COLLECTED DATA

○ ○ ○ ○

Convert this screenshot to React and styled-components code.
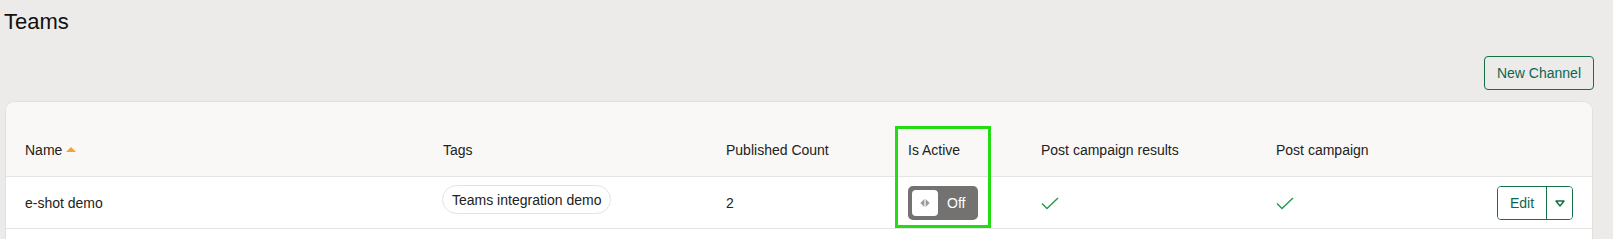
import React from 'react'
import styled, { createGlobalStyle } from 'styled-components'

const GlobalStyle = createGlobalStyle`
  html, body {
    margin: 0;
    padding: 0;
    background: #ecebe9;
    font-family: "Liberation Sans", Arial, sans-serif;
    color: #222;
  }
  * { box-sizing: border-box; }
`

const Page = styled.div`
  padding: 10px 19px 0 5px;
`

const Title = styled.h1`
  margin: 0 0 0 -1px;
  font-size: 22px;
  line-height: 24px;
  font-weight: 400;
  color: #111;
`

const Toolbar = styled.div`
  display: flex;
  justify-content: flex-end;
  margin-top: 22px;
  margin-bottom: 11px;
`

const OutlineButton = styled.button`
  height: 34px;
  padding: 0 12px;
  border: 1px solid #137145;
  border-radius: 4px;
  background: transparent;
  color: #0d6650;
  font: 14px "Liberation Sans", Arial, sans-serif;
  cursor: pointer;
`

const Card = styled.div`
  position: relative;
  background: #fff;
  border: 1px solid #e2e0dd;
  border-radius: 10px;
  overflow: hidden;
  margin-right: 1px;
  min-height: 160px;
`

const Row = styled.div`
  display: grid;
  grid-template-columns: 418px 283px 182px 133px 235px 1fr auto;
  align-items: ${p => (p.$head ? 'end' : 'center')};
  height: ${p => (p.$head ? '75px' : '52px')};
  padding: ${p => (p.$head ? '0 19px 18px' : '1px 19px 0')};
  background: ${p => (p.$head ? '#f9f8f6' : '#fff')};
  border-bottom: 1px solid #e6e5e3;
  font-size: 14px;
  line-height: 16px;
  color: #222;
`

const HeadCell = styled.div`
  display: flex;
  align-items: center;
  gap: 4px;
`

const Cell = styled.div`
  display: flex;
  align-items: center;
  justify-content: ${p => (p.$end ? 'flex-end' : 'flex-start')};
`

const SortUp = styled.span`
  width: 0;
  height: 0;
  border-left: 5px solid transparent;
  border-right: 5px solid transparent;
  border-bottom: 5px solid #f4a42a;
  margin-top: -2px;
`

const Tag = styled.span`
  display: inline-flex;
  align-items: center;
  height: 29px;
  padding: 0 9px;
  margin-left: -1px;
  margin-bottom: 7px;
  border: 1px solid #e3e3e3;
  border-radius: 15px;
  background: #fff;
  font-size: 14px;
`

const Toggle = styled.div`
  display: flex;
  align-items: center;
  width: 70px;
  height: 34px;
  padding: 4px;
  border-radius: 5px;
  background: #737270;
  color: #fff;
  font-size: 14px;
  gap: 9px;
`

const Knob = styled.span`
  display: flex;
  align-items: center;
  justify-content: center;
  width: 26px;
  height: 26px;
  border-radius: 4px;
  background: #fff;
`

const Split = styled.div`
  display: flex;
  height: 34px;
  border: 1px solid #137145;
  border-radius: 4px;
  overflow: hidden;
`

const SplitMain = styled.button`
  width: 49px;
  border: 0;
  border-right: 1px solid #137145;
  background: #fff;
  color: #0d6650;
  font: 14px "Liberation Sans", Arial, sans-serif;
  padding: 0;
`

const SplitCaret = styled.button`
  width: 25px;
  border: 0;
  background: #fff;
  display: flex;
  align-items: center;
  justify-content: center;
  padding: 0;
`

const Highlight = styled.div`
  position: absolute;
  left: 889px;
  top: 24px;
  width: 96px;
  height: 102px;
  border: 3px solid #22dd11;
  pointer-events: none;
`

const Check = () => (
  <svg width="18" height="13" viewBox="0 0 18 13" fill="none">
    <path d="M1 6.5 L6 11.5 L17 1" stroke="#2b9a4c" strokeWidth="1.5" />
  </svg>
)

export default function App() {
  return (
    <>
      <GlobalStyle />
      <Page>
        <Title>Teams</Title>
        <Toolbar>
          <OutlineButton>New Channel</OutlineButton>
        </Toolbar>
        <Card>
          <Row $head>
            <HeadCell>Name <SortUp /></HeadCell>
            <HeadCell>Tags</HeadCell>
            <HeadCell>Published Count</HeadCell>
            <HeadCell>Is Active</HeadCell>
            <HeadCell>Post campaign results</HeadCell>
            <HeadCell>Post campaign</HeadCell>
            <HeadCell />
          </Row>
          <Row>
            <Cell>e-shot demo</Cell>
            <Cell><Tag>Teams integration demo</Tag></Cell>
            <Cell>2</Cell>
            <Cell>
              <Toggle>
                <Knob>
                  <svg width="10" height="8" viewBox="0 0 10 8">
                    <path d="M4.4 0 L0.4 4 L4.4 8 Z" fill="#9a9a9a" />
                    <path d="M5.6 0 L9.6 4 L5.6 8 Z" fill="#9a9a9a" />
                  </svg>
                </Knob>
                Off
              </Toggle>
            </Cell>
            <Cell><Check /></Cell>
            <Cell><Check /></Cell>
            <Cell $end>
              <Split>
                <SplitMain>Edit</SplitMain>
                <SplitCaret>
                  <svg width="10" height="7" viewBox="0 0 10 7">
                    <path d="M1 1 L9 1 L5 6 Z" fill="none" stroke="#137145" strokeWidth="1.5" strokeLinejoin="round" />
                  </svg>
                </SplitCaret>
              </Split>
            </Cell>
          </Row>
          <Highlight />
        </Card>
      </Page>
    </>
  )
}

○ ○ ○ ○

THE TASK
Without the pictures, write out the whole listing above exactly as it appears.

WRITTEN ANSWER
Convert this screenshot to React and styled-components code.
import React from 'react'
import styled, { createGlobalStyle } from 'styled-components'

const GlobalStyle = createGlobalStyle`
  html, body {
    margin: 0;
    padding: 0;
    background: #ecebe9;
    font-family: "Liberation Sans", Arial, sans-serif;
    color: #222;
  }
  * { box-sizing: border-box; }
`

const Page = styled.div`
  padding: 10px 19px 0 5px;
`

const Title = styled.h1`
  margin: 0 0 0 -1px;
  font-size: 22px;
  line-height: 24px;
  font-weight: 400;
  color: #111;
`

const Toolbar = styled.div`
  display: flex;
  justify-content: flex-end;
  margin-top: 22px;
  margin-bottom: 11px;
`

const OutlineButton = styled.button`
  height: 34px;
  padding: 0 12px;
  border: 1px solid #137145;
  border-radius: 4px;
  background: transparent;
  color: #0d6650;
  font: 14px "Liberation Sans", Arial, sans-serif;
  cursor: pointer;
`

const Card = styled.div`
  position: relative;
  background: #fff;
  border: 1px solid #e2e0dd;
  border-radius: 10px;
  overflow: hidden;
  margin-right: 1px;
  min-height: 160px;
`

const Row = styled.div`
  display: grid;
  grid-template-columns: 418px 283px 182px 133px 235px 1fr auto;
  align-items: ${p => (p.$head ? 'end' : 'center')};
  height: ${p => (p.$head ? '75px' : '52px')};
  padding: ${p => (p.$head ? '0 19px 18px' : '1px 19px 0')};
  background: ${p => (p.$head ? '#f9f8f6' : '#fff')};
  border-bottom: 1px solid #e6e5e3;
  font-size: 14px;
  line-height: 16px;
  color: #222;
`

const HeadCell = styled.div`
  display: flex;
  align-items: center;
  gap: 4px;
`

const Cell = styled.div`
  display: flex;
  align-items: center;
  justify-content: ${p => (p.$end ? 'flex-end' : 'flex-start')};
`

const SortUp = styled.span`
  width: 0;
  height: 0;
  border-left: 5px solid transparent;
  border-right: 5px solid transparent;
  border-bottom: 5px solid #f4a42a;
  margin-top: -2px;
`

const Tag = styled.span`
  display: inline-flex;
  align-items: center;
  height: 29px;
  padding: 0 9px;
  margin-left: -1px;
  margin-bottom: 7px;
  border: 1px solid #e3e3e3;
  border-radius: 15px;
  background: #fff;
  font-size: 14px;
`

const Toggle = styled.div`
  display: flex;
  align-items: center;
  width: 70px;
  height: 34px;
  padding: 4px;
  border-radius: 5px;
  background: #737270;
  color: #fff;
  font-size: 14px;
  gap: 9px;
`

const Knob = styled.span`
  display: flex;
  align-items: center;
  justify-content: center;
  width: 26px;
  height: 26px;
  border-radius: 4px;
  background: #fff;
`

const Split = styled.div`
  display: flex;
  height: 34px;
  border: 1px solid #137145;
  border-radius: 4px;
  overflow: hidden;
`

const SplitMain = styled.button`
  width: 49px;
  border: 0;
  border-right: 1px solid #137145;
  background: #fff;
  color: #0d6650;
  font: 14px "Liberation Sans", Arial, sans-serif;
  padding: 0;
`

const SplitCaret = styled.button`
  width: 25px;
  border: 0;
  background: #fff;
  display: flex;
  align-items: center;
  justify-content: center;
  padding: 0;
`

const Highlight = styled.div`
  position: absolute;
  left: 889px;
  top: 24px;
  width: 96px;
  height: 102px;
  border: 3px solid #22dd11;
  pointer-events: none;
`

const Check = () => (
  <svg width="18" height="13" viewBox="0 0 18 13" fill="none">
    <path d="M1 6.5 L6 11.5 L17 1" stroke="#2b9a4c" strokeWidth="1.5" />
  </svg>
)

export default function App() {
  return (
    <>
      <GlobalStyle />
      <Page>
        <Title>Teams</Title>
        <Toolbar>
          <OutlineButton>New Channel</OutlineButton>
        </Toolbar>
        <Card>
          <Row $head>
            <HeadCell>Name <SortUp /></HeadCell>
            <HeadCell>Tags</HeadCell>
            <HeadCell>Published Count</HeadCell>
            <HeadCell>Is Active</HeadCell>
            <HeadCell>Post campaign results</HeadCell>
            <HeadCell>Post campaign</HeadCell>
            <HeadCell />
          </Row>
          <Row>
            <Cell>e-shot demo</Cell>
            <Cell><Tag>Teams integration demo</Tag></Cell>
            <Cell>2</Cell>
            <Cell>
              <Toggle>
                <Knob>
                  <svg width="10" height="8" viewBox="0 0 10 8">
                    <path d="M4.4 0 L0.4 4 L4.4 8 Z" fill="#9a9a9a" />
                    <path d="M5.6 0 L9.6 4 L5.6 8 Z" fill="#9a9a9a" />
                  </svg>
                </Knob>
                Off
              </Toggle>
            </Cell>
            <Cell><Check /></Cell>
            <Cell><Check /></Cell>
            <Cell $end>
              <Split>
                <SplitMain>Edit</SplitMain>
                <SplitCaret>
                  <svg width="10" height="7" viewBox="0 0 10 7">
                    <path d="M1 1 L9 1 L5 6 Z" fill="none" stroke="#137145" strokeWidth="1.5" strokeLinejoin="round" />
                  </svg>
                </SplitCaret>
              </Split>
            </Cell>
          </Row>
          <Highlight />
        </Card>
      </Page>
    </>
  )
}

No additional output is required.